▸ **Work to do**: Quote exactly, and only, the lines from the one with "The picture is" down to the one with "import React from", both included.

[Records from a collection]
——————————

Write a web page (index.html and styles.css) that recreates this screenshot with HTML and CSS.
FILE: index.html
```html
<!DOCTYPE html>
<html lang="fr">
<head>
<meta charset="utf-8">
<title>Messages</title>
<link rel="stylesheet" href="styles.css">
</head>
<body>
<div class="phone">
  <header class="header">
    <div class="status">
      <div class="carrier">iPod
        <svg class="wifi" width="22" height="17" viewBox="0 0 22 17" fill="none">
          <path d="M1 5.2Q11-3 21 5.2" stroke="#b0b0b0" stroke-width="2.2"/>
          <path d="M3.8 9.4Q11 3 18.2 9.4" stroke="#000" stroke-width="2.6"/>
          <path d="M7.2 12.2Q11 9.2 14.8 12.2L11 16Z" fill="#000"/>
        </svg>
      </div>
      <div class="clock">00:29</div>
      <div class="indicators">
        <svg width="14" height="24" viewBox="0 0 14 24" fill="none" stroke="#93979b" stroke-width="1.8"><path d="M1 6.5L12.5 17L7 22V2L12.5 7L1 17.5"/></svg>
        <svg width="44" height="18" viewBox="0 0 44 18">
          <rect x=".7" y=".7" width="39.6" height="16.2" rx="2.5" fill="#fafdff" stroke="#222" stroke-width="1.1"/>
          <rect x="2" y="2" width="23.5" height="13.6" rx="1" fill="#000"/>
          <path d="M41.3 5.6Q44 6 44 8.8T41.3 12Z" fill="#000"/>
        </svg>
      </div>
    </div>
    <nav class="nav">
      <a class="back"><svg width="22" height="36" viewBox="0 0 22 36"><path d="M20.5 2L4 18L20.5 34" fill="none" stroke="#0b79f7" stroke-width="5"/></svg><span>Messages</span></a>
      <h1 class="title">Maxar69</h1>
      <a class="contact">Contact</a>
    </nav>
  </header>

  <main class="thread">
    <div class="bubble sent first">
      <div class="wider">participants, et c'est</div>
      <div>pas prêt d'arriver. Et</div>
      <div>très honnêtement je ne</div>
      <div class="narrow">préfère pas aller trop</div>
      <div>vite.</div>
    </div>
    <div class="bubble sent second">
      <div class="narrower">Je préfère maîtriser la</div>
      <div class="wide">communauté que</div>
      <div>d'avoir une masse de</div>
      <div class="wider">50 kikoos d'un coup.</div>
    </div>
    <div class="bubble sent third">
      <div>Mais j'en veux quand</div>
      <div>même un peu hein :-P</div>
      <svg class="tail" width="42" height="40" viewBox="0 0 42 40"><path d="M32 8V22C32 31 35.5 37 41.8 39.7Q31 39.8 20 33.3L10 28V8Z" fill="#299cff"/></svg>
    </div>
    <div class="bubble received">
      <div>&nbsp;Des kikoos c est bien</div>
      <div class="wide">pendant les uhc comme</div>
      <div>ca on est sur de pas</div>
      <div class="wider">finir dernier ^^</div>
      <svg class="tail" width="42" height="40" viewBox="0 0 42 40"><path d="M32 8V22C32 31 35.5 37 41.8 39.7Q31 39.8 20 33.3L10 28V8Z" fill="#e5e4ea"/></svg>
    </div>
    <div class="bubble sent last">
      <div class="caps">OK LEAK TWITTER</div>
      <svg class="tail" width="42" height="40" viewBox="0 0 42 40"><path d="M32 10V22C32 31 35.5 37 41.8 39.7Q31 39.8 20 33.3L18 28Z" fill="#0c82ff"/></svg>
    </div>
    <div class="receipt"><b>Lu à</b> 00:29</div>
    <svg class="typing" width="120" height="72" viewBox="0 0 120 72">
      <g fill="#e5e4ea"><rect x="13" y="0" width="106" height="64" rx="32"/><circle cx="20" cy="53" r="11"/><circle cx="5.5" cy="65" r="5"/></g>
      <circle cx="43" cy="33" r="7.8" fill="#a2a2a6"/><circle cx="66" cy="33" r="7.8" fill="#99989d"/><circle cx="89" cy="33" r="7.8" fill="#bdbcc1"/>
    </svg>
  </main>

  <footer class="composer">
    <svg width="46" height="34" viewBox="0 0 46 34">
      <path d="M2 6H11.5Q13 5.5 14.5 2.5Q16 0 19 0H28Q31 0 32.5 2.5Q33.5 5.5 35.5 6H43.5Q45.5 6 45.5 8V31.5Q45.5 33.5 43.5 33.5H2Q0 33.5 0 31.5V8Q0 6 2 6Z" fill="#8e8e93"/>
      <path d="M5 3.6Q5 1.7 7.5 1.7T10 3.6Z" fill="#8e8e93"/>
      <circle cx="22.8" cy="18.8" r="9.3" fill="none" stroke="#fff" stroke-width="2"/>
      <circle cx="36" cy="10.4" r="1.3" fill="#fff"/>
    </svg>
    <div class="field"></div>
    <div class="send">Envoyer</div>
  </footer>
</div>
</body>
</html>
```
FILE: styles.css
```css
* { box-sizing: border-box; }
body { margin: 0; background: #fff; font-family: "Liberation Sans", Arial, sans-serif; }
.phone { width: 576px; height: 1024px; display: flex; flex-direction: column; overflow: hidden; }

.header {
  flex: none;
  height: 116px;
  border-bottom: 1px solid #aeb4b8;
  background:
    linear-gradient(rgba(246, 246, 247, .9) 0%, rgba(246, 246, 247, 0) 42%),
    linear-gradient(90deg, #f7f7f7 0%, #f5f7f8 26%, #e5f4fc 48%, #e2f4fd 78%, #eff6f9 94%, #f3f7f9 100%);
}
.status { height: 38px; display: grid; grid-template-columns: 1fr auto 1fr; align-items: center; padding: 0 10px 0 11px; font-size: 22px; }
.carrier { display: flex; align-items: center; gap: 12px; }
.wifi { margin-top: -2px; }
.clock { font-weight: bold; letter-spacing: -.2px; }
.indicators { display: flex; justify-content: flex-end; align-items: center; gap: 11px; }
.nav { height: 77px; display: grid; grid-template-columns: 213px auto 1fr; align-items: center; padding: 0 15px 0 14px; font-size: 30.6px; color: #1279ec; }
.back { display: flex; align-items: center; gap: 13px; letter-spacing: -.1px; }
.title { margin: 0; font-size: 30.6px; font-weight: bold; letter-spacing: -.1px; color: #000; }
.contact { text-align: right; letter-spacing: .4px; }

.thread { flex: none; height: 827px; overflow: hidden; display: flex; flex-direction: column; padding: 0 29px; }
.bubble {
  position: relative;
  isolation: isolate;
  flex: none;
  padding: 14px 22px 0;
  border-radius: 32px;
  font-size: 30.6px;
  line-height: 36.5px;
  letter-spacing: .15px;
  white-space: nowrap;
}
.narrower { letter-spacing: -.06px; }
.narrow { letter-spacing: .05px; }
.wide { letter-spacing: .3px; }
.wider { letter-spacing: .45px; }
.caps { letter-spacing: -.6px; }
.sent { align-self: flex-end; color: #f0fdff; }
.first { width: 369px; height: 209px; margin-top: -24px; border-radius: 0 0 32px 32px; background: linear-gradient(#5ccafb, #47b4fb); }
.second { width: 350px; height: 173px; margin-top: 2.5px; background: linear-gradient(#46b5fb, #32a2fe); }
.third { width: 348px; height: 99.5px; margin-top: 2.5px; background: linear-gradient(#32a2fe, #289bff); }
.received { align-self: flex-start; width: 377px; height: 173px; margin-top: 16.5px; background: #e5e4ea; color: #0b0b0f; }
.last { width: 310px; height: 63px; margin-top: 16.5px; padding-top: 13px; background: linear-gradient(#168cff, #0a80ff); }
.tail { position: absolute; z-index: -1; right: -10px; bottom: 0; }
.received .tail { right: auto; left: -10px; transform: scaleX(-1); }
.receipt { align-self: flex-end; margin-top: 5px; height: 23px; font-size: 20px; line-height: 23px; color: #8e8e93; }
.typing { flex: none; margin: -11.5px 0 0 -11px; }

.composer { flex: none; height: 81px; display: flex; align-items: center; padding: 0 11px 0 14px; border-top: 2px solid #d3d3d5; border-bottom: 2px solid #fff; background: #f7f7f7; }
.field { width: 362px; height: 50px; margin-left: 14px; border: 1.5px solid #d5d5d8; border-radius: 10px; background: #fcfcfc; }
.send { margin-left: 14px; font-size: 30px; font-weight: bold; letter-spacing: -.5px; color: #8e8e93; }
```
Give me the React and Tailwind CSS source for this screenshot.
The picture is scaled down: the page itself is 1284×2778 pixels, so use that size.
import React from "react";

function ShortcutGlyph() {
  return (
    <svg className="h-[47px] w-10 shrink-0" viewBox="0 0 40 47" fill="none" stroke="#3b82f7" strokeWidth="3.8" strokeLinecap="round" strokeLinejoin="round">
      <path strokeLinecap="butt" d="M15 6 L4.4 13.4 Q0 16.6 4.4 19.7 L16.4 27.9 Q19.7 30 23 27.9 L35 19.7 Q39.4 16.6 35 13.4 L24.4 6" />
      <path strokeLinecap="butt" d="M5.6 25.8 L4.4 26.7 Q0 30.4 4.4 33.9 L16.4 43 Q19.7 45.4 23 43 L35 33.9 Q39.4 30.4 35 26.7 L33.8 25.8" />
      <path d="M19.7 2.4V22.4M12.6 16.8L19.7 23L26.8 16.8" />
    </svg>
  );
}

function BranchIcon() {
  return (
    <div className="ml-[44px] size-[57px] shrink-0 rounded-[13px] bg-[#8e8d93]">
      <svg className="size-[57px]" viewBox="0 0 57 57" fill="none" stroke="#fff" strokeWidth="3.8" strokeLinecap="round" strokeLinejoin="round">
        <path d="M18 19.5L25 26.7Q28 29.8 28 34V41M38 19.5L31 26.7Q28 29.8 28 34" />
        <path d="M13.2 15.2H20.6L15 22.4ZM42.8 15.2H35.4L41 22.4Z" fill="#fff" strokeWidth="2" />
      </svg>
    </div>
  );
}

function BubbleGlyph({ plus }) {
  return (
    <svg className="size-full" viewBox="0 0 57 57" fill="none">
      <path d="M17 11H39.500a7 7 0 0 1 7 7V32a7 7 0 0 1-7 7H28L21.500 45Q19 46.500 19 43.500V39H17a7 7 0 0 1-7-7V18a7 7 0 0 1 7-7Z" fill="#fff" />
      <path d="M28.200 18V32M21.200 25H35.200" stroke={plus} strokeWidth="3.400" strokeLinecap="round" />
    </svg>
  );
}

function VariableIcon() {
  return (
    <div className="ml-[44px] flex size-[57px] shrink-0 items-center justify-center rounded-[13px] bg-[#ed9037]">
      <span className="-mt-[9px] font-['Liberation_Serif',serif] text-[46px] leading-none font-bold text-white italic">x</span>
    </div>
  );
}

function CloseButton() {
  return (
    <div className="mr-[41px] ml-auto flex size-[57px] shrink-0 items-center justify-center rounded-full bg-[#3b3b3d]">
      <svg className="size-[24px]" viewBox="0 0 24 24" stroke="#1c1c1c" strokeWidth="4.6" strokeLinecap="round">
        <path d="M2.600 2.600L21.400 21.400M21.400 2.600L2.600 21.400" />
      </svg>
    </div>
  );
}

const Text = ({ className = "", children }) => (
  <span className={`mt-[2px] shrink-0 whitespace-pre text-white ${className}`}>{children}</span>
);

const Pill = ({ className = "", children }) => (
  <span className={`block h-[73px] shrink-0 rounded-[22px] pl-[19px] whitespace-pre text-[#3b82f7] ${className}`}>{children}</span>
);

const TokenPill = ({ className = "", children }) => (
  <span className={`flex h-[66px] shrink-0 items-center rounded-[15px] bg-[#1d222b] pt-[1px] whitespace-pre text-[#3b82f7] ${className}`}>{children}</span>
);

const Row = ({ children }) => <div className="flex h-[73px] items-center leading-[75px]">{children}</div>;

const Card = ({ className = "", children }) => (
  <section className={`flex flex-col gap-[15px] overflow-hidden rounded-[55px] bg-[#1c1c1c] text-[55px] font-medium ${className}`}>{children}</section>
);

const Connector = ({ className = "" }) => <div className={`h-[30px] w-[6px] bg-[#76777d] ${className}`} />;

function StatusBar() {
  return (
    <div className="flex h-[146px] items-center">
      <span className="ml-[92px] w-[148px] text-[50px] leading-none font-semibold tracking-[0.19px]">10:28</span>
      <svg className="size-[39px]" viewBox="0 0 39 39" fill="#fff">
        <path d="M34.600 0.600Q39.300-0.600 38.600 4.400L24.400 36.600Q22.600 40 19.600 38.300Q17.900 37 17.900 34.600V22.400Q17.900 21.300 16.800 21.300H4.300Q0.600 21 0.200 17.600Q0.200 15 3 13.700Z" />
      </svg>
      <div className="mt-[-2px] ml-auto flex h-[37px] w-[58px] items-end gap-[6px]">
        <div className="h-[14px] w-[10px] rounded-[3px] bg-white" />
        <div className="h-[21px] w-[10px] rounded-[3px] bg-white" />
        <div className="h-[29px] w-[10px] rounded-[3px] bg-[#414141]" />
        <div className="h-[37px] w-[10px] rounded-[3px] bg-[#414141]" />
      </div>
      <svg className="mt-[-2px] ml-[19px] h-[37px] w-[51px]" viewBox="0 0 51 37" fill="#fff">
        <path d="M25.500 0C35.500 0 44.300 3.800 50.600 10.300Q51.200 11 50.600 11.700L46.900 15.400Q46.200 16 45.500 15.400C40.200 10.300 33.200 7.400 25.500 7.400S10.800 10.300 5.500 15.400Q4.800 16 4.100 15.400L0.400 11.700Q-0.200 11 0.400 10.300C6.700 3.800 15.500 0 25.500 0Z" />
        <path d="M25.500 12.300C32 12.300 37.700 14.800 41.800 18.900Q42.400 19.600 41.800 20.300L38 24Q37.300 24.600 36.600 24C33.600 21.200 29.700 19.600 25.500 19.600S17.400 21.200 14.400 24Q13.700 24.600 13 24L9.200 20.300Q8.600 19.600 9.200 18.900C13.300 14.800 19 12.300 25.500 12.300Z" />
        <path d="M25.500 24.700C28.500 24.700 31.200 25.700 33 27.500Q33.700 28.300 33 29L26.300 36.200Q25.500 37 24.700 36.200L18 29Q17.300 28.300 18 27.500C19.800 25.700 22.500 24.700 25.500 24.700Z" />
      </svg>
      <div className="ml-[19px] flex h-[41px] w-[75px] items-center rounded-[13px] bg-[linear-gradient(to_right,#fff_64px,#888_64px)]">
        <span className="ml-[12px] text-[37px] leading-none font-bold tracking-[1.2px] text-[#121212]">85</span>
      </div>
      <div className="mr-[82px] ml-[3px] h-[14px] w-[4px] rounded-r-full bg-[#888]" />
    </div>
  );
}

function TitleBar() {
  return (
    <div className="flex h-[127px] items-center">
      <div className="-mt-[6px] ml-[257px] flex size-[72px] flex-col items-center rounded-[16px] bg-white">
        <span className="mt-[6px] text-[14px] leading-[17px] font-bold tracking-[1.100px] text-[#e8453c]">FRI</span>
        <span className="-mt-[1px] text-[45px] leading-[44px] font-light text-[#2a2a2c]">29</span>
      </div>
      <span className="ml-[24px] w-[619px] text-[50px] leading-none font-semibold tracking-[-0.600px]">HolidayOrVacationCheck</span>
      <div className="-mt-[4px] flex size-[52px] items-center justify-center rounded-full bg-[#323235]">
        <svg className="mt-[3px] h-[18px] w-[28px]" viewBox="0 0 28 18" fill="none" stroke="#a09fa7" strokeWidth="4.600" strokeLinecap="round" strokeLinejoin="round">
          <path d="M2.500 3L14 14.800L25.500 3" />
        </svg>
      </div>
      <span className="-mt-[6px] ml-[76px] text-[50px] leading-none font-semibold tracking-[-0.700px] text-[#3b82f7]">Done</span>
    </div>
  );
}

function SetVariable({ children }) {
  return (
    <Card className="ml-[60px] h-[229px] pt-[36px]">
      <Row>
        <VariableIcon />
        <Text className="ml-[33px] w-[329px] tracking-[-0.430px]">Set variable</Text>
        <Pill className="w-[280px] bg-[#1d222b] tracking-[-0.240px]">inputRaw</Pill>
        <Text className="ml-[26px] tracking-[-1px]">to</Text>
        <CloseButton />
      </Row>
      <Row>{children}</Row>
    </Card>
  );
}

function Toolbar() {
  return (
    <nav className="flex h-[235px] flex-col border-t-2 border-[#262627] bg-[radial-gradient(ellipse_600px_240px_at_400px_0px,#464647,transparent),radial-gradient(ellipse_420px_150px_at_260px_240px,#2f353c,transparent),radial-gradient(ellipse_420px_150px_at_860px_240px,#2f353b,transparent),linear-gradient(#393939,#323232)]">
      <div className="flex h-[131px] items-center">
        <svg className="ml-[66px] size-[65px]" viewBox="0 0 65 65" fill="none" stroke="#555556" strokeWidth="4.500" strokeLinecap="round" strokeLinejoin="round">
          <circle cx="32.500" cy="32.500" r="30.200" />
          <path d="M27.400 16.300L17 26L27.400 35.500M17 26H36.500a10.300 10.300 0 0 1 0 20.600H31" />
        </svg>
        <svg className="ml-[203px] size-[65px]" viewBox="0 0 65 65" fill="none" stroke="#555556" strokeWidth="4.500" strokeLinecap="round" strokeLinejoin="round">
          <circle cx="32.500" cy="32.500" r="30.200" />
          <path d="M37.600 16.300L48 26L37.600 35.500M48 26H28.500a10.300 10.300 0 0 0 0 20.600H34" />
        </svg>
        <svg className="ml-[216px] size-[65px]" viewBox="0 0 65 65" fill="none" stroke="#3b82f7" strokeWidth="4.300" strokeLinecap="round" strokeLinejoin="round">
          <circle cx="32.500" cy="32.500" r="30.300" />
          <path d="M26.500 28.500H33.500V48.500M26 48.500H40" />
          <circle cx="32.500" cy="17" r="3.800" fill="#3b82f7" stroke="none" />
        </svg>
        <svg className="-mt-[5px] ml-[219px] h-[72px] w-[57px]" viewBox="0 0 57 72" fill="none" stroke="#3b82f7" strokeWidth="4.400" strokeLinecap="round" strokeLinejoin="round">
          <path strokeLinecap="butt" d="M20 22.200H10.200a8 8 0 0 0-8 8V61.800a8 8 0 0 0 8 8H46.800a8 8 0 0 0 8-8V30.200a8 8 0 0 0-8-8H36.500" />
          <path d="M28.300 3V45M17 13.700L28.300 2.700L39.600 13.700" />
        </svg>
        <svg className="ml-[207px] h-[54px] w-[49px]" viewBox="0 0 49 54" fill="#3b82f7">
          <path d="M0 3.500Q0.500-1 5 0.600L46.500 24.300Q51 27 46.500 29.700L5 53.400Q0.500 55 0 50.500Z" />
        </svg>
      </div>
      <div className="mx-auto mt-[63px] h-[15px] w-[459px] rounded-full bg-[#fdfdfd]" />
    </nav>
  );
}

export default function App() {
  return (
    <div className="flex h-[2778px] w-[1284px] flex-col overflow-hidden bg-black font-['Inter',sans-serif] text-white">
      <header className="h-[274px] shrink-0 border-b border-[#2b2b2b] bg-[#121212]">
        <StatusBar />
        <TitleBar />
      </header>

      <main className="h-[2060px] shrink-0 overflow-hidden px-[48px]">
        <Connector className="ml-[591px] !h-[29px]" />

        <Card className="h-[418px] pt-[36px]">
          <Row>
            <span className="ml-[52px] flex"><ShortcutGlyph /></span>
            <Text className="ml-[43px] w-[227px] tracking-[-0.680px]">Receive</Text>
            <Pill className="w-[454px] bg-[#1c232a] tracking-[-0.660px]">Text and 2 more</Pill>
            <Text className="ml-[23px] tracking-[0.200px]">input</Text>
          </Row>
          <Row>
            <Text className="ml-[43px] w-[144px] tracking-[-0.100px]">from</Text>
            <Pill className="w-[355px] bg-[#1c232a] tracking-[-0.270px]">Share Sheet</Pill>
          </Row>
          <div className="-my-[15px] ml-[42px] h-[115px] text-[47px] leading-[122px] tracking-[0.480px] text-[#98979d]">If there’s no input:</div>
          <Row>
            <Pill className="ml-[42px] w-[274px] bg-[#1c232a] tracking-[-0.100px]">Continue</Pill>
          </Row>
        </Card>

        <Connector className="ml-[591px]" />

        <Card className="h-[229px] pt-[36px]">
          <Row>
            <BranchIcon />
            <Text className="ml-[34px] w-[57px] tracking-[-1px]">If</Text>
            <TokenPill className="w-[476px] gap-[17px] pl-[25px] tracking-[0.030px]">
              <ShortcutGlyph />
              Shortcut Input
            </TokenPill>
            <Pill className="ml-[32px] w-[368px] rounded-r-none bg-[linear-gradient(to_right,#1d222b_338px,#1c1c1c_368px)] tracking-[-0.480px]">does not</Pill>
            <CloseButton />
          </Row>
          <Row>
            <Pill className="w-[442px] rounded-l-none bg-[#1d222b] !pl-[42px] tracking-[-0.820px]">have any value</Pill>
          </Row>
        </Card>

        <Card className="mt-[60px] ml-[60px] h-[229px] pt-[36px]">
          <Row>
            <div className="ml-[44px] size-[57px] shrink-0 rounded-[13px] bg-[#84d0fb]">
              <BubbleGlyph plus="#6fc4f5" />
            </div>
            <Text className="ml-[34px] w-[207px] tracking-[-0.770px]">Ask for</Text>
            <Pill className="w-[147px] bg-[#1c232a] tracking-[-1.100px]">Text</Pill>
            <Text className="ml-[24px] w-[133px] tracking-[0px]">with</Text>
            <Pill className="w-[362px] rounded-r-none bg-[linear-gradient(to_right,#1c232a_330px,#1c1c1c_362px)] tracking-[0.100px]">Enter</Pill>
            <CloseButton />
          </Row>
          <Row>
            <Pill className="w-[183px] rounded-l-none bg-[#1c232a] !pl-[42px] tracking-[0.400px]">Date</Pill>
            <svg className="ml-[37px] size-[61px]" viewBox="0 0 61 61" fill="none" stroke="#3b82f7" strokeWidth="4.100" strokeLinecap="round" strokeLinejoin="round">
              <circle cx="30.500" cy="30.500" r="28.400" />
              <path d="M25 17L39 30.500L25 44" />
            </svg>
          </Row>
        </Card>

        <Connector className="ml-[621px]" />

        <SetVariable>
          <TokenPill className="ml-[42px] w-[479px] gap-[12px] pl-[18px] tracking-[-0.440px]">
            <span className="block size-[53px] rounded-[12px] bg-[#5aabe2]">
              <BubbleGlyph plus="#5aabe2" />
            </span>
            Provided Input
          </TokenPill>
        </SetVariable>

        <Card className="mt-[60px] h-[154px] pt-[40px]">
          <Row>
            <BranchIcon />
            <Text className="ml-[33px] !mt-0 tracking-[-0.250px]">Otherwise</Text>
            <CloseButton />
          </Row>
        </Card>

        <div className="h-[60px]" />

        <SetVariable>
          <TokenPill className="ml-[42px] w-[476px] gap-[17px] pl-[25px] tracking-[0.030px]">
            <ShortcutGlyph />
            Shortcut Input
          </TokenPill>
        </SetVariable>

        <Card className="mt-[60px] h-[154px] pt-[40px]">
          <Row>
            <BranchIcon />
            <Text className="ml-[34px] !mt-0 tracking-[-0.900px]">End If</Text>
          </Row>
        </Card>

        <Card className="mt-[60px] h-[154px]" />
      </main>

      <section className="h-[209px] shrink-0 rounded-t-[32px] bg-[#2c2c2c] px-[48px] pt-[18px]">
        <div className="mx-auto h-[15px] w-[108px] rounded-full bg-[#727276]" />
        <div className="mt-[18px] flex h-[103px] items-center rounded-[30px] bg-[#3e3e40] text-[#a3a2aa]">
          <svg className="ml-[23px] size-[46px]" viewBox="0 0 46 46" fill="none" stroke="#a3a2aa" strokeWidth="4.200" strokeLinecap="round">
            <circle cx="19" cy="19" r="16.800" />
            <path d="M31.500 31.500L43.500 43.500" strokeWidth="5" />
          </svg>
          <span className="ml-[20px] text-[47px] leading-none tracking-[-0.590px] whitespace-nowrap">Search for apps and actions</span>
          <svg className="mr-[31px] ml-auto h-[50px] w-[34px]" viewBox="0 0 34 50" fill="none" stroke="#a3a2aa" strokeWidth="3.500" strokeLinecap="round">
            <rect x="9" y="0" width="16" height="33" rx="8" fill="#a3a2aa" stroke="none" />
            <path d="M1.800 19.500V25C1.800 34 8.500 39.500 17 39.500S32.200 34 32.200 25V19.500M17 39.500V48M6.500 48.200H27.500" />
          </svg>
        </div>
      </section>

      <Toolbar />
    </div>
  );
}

——————————

▸ **Full solution**:
The picture is scaled down: the page itself is 1284×2778 pixels, so use that size.
import React from "react";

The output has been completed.